Given request: Exactly retype the lines from the top of the data through the line containing "const ROW_COUNT = 31;", leaving out every picture.

BEGIN

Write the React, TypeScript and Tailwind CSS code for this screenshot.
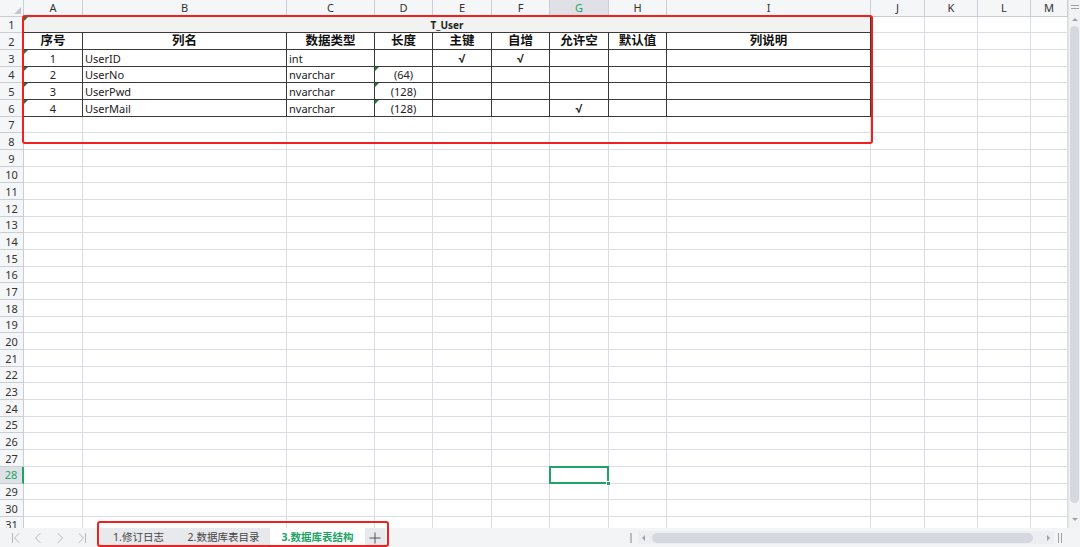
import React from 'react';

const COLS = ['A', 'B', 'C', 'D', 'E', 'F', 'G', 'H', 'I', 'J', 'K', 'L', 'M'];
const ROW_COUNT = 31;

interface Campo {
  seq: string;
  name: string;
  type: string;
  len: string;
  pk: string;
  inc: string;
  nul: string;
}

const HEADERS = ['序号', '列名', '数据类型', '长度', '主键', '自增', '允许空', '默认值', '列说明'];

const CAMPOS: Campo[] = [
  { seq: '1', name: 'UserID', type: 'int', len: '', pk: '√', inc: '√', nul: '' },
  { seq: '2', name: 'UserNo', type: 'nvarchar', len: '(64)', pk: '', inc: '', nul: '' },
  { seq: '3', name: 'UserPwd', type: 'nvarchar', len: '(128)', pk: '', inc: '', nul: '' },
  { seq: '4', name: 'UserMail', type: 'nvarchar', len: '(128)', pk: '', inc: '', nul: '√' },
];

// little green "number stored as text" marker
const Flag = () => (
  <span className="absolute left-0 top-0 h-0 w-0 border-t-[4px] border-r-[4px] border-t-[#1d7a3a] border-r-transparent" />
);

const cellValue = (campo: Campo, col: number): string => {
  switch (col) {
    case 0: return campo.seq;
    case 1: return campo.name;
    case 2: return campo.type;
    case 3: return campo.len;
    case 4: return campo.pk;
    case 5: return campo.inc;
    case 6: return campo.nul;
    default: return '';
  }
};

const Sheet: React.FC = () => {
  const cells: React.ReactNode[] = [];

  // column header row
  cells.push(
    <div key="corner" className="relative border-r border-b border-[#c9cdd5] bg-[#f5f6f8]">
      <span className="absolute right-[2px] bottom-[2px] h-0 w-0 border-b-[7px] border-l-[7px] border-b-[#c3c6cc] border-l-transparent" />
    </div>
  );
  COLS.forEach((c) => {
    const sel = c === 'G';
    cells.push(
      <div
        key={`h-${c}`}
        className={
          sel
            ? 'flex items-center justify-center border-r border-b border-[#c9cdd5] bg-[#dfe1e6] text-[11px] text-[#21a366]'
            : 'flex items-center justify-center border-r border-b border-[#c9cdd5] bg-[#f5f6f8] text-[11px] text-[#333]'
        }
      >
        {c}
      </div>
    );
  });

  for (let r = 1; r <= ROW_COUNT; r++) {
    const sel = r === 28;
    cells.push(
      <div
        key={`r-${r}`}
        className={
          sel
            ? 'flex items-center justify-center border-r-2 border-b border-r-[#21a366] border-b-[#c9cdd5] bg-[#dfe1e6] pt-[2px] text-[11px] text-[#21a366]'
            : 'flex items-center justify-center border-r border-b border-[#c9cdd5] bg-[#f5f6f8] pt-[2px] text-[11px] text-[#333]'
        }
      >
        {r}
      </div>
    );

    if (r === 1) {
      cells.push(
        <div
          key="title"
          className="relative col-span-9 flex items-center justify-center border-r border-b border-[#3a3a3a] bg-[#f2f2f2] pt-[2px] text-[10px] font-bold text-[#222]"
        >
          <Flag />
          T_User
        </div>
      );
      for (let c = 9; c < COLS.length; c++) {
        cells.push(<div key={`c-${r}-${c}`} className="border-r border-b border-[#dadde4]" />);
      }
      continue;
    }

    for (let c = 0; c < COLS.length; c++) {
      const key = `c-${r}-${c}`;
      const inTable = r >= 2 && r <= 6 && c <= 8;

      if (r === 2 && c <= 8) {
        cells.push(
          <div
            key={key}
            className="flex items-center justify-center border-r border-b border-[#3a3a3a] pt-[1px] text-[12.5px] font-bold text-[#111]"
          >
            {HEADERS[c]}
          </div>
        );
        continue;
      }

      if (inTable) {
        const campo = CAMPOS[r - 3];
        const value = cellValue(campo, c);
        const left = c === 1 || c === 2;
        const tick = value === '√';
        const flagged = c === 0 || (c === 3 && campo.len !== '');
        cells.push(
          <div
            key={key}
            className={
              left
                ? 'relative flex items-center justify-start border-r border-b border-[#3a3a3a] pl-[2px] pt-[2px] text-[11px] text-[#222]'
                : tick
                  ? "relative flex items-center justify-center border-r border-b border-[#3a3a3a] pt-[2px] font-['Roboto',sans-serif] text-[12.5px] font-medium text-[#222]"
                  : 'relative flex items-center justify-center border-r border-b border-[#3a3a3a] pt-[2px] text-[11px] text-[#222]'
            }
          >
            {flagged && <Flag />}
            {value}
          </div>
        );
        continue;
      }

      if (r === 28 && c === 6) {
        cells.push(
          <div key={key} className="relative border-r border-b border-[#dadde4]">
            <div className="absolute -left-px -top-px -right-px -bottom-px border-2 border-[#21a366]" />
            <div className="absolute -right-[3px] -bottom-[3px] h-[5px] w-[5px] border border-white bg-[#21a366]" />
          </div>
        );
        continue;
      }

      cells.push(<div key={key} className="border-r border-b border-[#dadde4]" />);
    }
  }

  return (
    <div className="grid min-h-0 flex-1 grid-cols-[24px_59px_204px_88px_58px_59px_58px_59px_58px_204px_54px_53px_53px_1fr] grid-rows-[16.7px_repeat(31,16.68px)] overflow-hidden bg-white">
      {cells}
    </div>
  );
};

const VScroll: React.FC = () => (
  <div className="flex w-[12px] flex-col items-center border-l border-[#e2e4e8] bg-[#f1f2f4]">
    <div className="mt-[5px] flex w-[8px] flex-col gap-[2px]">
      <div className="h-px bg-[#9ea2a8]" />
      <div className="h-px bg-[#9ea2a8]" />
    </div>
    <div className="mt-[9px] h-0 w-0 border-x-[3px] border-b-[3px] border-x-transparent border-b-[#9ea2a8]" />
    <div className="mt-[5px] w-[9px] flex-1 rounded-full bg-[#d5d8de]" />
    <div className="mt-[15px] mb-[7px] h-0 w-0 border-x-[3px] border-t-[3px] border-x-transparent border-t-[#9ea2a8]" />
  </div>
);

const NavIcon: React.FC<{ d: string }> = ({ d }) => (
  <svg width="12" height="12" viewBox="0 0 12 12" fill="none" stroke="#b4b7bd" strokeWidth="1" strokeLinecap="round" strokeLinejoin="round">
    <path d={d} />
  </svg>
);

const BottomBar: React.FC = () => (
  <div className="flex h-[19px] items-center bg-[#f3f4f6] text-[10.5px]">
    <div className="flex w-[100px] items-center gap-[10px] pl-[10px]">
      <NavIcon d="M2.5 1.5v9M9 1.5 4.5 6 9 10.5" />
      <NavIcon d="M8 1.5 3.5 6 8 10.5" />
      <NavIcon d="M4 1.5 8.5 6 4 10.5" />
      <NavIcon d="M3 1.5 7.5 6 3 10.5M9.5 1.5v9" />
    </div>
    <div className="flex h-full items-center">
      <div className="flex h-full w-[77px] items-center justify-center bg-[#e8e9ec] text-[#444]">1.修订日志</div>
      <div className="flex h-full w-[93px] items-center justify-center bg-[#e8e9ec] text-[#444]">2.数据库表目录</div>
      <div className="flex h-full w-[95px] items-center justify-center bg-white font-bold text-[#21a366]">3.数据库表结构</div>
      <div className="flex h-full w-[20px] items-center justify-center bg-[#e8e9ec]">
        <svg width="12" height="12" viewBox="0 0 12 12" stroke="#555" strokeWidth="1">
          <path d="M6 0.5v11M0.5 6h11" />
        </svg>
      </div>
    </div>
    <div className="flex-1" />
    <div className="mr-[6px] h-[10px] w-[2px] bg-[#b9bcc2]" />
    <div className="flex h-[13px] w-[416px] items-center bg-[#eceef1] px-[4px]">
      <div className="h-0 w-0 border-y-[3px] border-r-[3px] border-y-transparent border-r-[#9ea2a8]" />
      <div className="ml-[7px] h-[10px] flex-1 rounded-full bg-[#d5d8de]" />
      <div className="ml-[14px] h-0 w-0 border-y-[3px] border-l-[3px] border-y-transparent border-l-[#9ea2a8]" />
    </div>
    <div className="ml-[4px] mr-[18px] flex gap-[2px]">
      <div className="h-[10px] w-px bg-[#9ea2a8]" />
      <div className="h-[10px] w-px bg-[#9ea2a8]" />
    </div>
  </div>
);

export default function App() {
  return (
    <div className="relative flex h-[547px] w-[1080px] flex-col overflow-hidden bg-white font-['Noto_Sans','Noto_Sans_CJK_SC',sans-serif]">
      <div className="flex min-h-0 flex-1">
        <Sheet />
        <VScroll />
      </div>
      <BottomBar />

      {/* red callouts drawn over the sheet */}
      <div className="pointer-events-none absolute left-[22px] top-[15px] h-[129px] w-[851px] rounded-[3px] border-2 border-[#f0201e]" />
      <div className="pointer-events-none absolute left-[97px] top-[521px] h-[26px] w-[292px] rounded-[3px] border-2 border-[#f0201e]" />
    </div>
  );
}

END

Exercise result:
Write the React, TypeScript and Tailwind CSS code for this screenshot.
import React from 'react';

const COLS = ['A', 'B', 'C', 'D', 'E', 'F', 'G', 'H', 'I', 'J', 'K', 'L', 'M'];
const ROW_COUNT = 31;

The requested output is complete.